Innanzitutto, è necessario individuare il responsabile che, ai sensi dell’art. 2051 c.c., è colui che ha cagionato il danno delle cose possedute in custodia. Se il danno proviene, dunque, dall’appartamento di un condomino sarà lui stesso a provvedere alla riparazione del danno, con conseguente risarcimento a chi è stato leso.
La legge esclude il risarcimento danni solo se il danneggiante riesce a provare il caso fortuito.

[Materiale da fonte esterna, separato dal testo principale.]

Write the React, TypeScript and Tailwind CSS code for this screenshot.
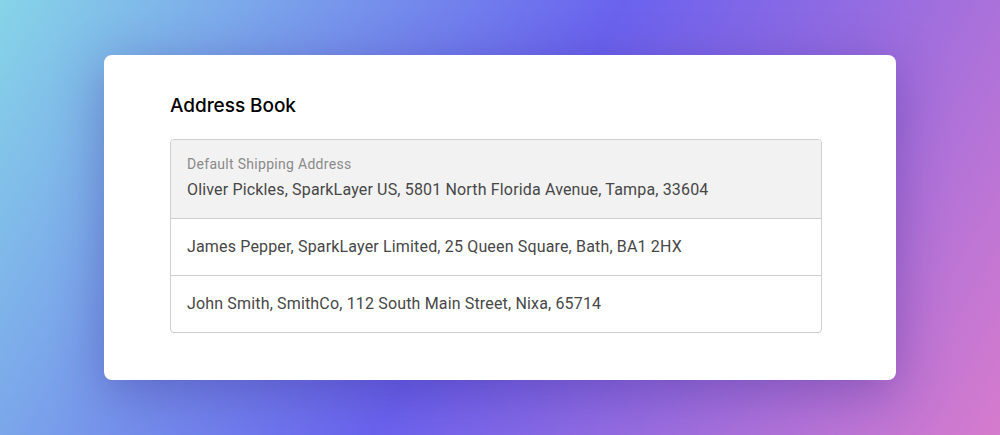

Per caso fortuito si intende un evento imponderabile, imprevisto e imprevedibile: il verificarsi di un fatto che si inserisce improvvisamente nell’azione del soggetto. Tra gli esempi più usuali: un’alluvione che ha cagionato ingenti danni, un evento sismico che, provocando la rottura delle tubature, ha generato il danno da infiltrazioni anche al proprietario dell’abitazione sita al piano inferiore.
E se l’infiltrazione proviene da parti comuni?
Ebbene, in tal caso, l’amministratore di condominio dovrà porre in essere tutte le azioni necessarie per riparare i danni e risarcire dei danni subiti i condomini che siano stati lesi dall’infiltrazione avutasi. Sarà responsabile l’amministratore di condominio nel caso in cui le infiltrazioni siano conseguenti alla sua condotta negligente, non adempiendo ai doveri imposti dall’assemblea o, in generale, dalla legge. Tipico caso è quando, ad esempio, non vengono eseguiti i lavori di ordinaria manutenzione.
La responsabilità è imputabile all’appaltatore quando, invece, i lavori – ad esempio di ristrutturazione– non sono stati eseguiti a regola d’arte, per cui l’edificio risulta danneggiato.
Con la sentenza n. 2186/2024, il tribunale di Napoli ha affrontato in particolare la questione relativa all’obbligatorietà o meno della mediazione, quale condizione di procedibilità, nelle cause aventi a oggetto il risarcimento dei danni per infiltrazioni idriche subite da un condòmino e provenienti non solo dalle parti comuni.
La mediazione obbligatoria – si rammenta – è un istituto di risoluzione delle controversie alternativo alla tutela giurisdizionale, in quanto tale rientrante nelle Alternative Dispute Resolution – c.d. ADR – , in forza del quale le parti si rivolgono ad un soggetto terzo, detto mediatore, affinché le coadiuvi nella ricerca di un accordo, o eventualmente formuli egli stesso una proposta di accordo. Il riferimento normativo va individuato nell’art. 5 del D. Lgs. n. 28 del 2010.
I fatti
I comproprietari di un appartamento – sito all’ultimo piano di uno stabile condominiale – agivano in giudizio per il ristoro dei gravi danni da infiltrazioni di acqua piovana provenienti dal terrazzo soprastante, di proprietà esclusiva di un condomino e dal lastrico solare dello stabile condominiale. Né il condominio né il condomino si erano attivati per eliminare le cause. Quest’ultimo, anzi, declinava ogni responsabilità ed eccepiva l’improcedibilità della domanda per il mancato esperimento della mediazione di cui al citato art. 5 del D. Lgs. 28 del 2010.
La decisione
La controversia, avente ad oggetto i danni da immissioni ovvero da infiltrazioni, viene inquadrata dal tribunale campano nell’ambito dell’art. 2051 del codice civile, il che esclude l’applicabilità dell’art. 5 del D. Lgs. n. 28 del 2010.
Nel merito, concludono i giudici, la domanda giudiziale dei comproprietari è fondata e le eccezioni d’improcedibilità vengono rigettate. Inoltre, come accertato dalla relazione del consulente tecnico di ufficio (CTU), le infiltrazioni sono imputabili ad una cattiva manutenzione ordinaria delle parti convenute in giudizio, con la conseguenza che ai comproprietari spetta, oltre al risarcimento dei danni quantificati dal CTU, anche il rimborso delle spese di quest’ultimo, nominato nel corso del procedimento.